To date, numerous crypto companies made claims that the deposits they were holding on to were insured by the FDIC or the US Federal Reserve, making them seem like the average savings account.

One major example is that of Voyager Digital, a now-bankrupt crypto lender that was faced with pressure from regulators to remove false statements about FDIC insurance.

Then, FTX, a major crypto exchange, also got a notice from the FDIC, telling them to not suggest that users’ funds are insured.

Although no crypto firm has provided its depositors with such insurance, crypto proponents think that it could help lead to increased adoption.

No Major Crypto Firms FDIC-Insured

As things currently stand, even bigger crypto firms don’t have FDIC insurance. Coinbase, despite being one of the biggest exchanges for digital currencies, doesn’t have FDIC insurance.

On its page, users can see that it does offer insurance against theft, but that it isn’t an FDIC-insured bank. Moreover, it says that cryptocurrencies aren’t guaranteed by the FDIC, nor are they subject to the corporation’s protection.

However, Coinbase does mention that as long as customer deposits are held in cash, they are safely stored in custodial accounts at FDIC-insured banks.

A spokesperson for the crypto exchange platform mentions that Coinbase complies with the latest guidelines from the FDIC when speaking to Cointelegraph.

Potential Impact of FDIC on Cryptocurrencies

FDIC insurance helps in safeguarding customers’ deposits in the event that a bank fails. According to Cal Evans, managing associate at Gresham International, FDIC insurance acts as a layer of protection that covers the deposit of one account holder for up to $250,000.

If the FDIC would start insuring customer deposits on the crypto platform, it would certainly gain an edge over other platforms.

That’s because the perceived security of the exchange or lender would give it a major popularity boost. Customers would see it as a green flag that regulators also approve of the firm’s policies.

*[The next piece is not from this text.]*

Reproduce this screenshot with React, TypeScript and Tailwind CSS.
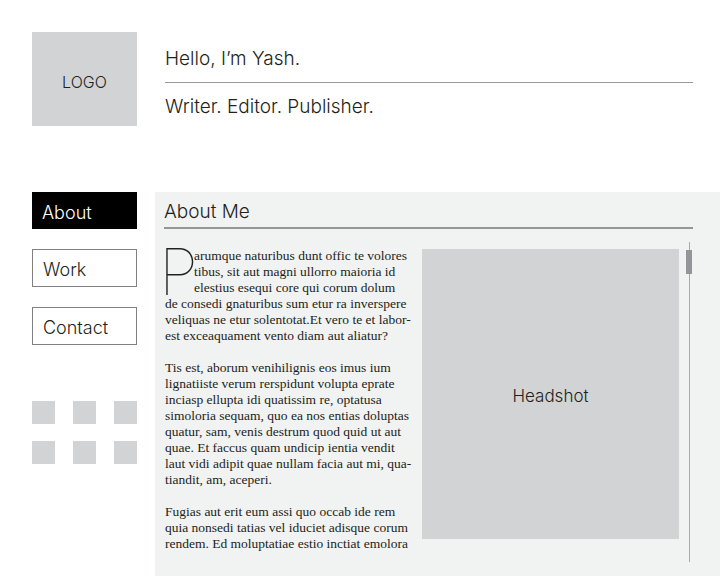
import React from 'react'

const sans = { fontFamily: 'Inter, "Open Sans", sans-serif' }
const serif = { fontFamily: '"Liberation Serif", serif' }

const introLines = [
  'arumque naturibus dunt offic te volores',
  'tibus, sit aut magni ullorro maioria id',
  'elestius esequi core qui corum dolum',
]

const paraOneRest = [
  'de consedi gnaturibus sum etur ra inverspere',
  'veliquas ne etur solentotat.Et vero te et labor-',
  'est exceaquament vento diam aut aliatur?',
]

const paraTwo = [
  'Tis est, aborum venihilignis eos imus ium',
  'lignatiiste verum rerspidunt volupta eprate',
  'inciasp ellupta idi quatissim re, optatusa',
  'simoloria sequam, quo ea nos entias doluptas',
  'quatur, sam, venis destrum quod quid ut aut',
  'quae. Et faccus quam undicip ientia vendit',
  'laut vidi adipit quae nullam facia aut mi, qua-',
  'tiandit, am, aceperi.',
]

const paraThree = [
  'Fugias aut erit eum assi quo occab ide rem',
  'quia nonsedi tatias vel iduciet adisque corum',
  'rendem. Ed moluptatiae estio inctiat emolora',
]

function Lines({ lines }: { lines: string[] }) {
  return (
    <div>
      {lines.map((l) => (
        <div key={l} className="whitespace-nowrap h-4 leading-4">{l}</div>
      ))}
    </div>
  )
}

function NavItem({ label, active }: { label: string; active?: boolean }) {
  return (
    <div
      className={
        active
          ? 'w-[105px] h-[37px] bg-black text-white flex items-center pl-[10px] pt-[3px] text-[18px] font-light'
          : 'w-[105px] h-[38px] border border-[#808080] text-[#231f20] flex items-center pl-[10px] pt-[3px] text-[18px] font-light'
      }
      style={sans}
    >
      {label}
    </div>
  )
}

export default function App() {
  return (
    <div className="w-[720px] h-[576px] bg-white overflow-hidden text-[#231f20]">
      {/* Header */}
      <div className="flex pt-8 pl-8">
        <div className="w-[105px] h-[94px] bg-[#d1d3d4] flex items-center justify-center pt-[6px] text-[16px] font-light" style={sans}>
          LOGO
        </div>
        <div className="ml-[28px] w-[528px] pt-[15px]" style={sans}>
          <div className="text-[19px] font-light leading-6 pb-[11px] border-b border-[#999]">Hello, I’m Yash.</div>
          <div className="text-[19px] font-light leading-6 pt-[12px]">Writer. Editor. Publisher.</div>
        </div>
      </div>

      {/* Body */}
      <div className="flex mt-[66px]">
        <div className="pl-8 w-[155px] flex flex-col">
          <div className="flex flex-col gap-[20px]">
            <NavItem label="About" active />
            <NavItem label="Work" />
            <NavItem label="Contact" />
          </div>
          <div className="grid grid-cols-3 gap-x-[18px] gap-y-[17px] mt-[56px] w-[105px]">
            {[0, 1, 2, 3, 4, 5].map((i) => (
              <div key={i} className="w-[23px] h-[23px] bg-[#d1d3d4]" />
            ))}
          </div>
        </div>

        <div className="flex-1 h-[384px] bg-[#f1f2f2] pl-[9px] pt-[8px]">
          <div className="w-[529px] border-b-2 border-[#939598] text-[19px] font-light leading-6 pb-[3px]" style={sans}>
            About Me
          </div>
          <div className="flex mt-[20px]">
            <div className="w-[258px] pl-px -mt-[1px] text-[13.5px] text-[#231f20]" style={serif}>
              <div className="flex">
                <div className="w-[35px] shrink-0 text-[64px] leading-[48px] font-thin h-[48px] -ml-[6px]" style={sans}>P</div>
                <Lines lines={introLines} />
              </div>
              <Lines lines={paraOneRest} />
              <div className="h-4" />
              <Lines lines={paraTwo} />
              <div className="h-4" />
              <Lines lines={paraThree} />
            </div>
            <div className="w-[257px] h-[290px] bg-[#d1d3d4] flex items-center justify-center pt-[6px] text-[17px] font-light" style={sans}>
              Headshot
            </div>
            <div className="ml-[7px] -mt-[7px] h-[320px] w-[6px] flex justify-center relative">
              <div className="w-px h-full bg-[#a7a9ac]" />
              <div className="absolute top-[8px] left-0 w-[6px] h-[24px] bg-[#939598]" />
            </div>
          </div>
        </div>
      </div>
    </div>
  )
}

The Difficulty of Getting FDIC Insurance for Crypto Firms

Evans explains that it’s quite easy for crypto firms to get FDIC insurance as long as they meet specific criteria. It’s likely that the firm will have to prepare necessary applications, give details about its management structure, and prove its liquidity.

According to analysts, getting insured by the FDIC would give US-based crypto firms a massive boost over firms operating outside the US. US residents would have the incentive to open an account with an FDIC-insured platform as opposed to decentralized exchanges.

However, some say that even if they do get insured by the FDIC, it would involve sacrificing a core value of cryptocurrency: decentralization.  Not to mention, the FDIC’s interactions with crypto firms so far suggest that the damage is done.

By telling firms not to say that they’re FDIC-insured, the agency effectively reduced people’s trust in crypto.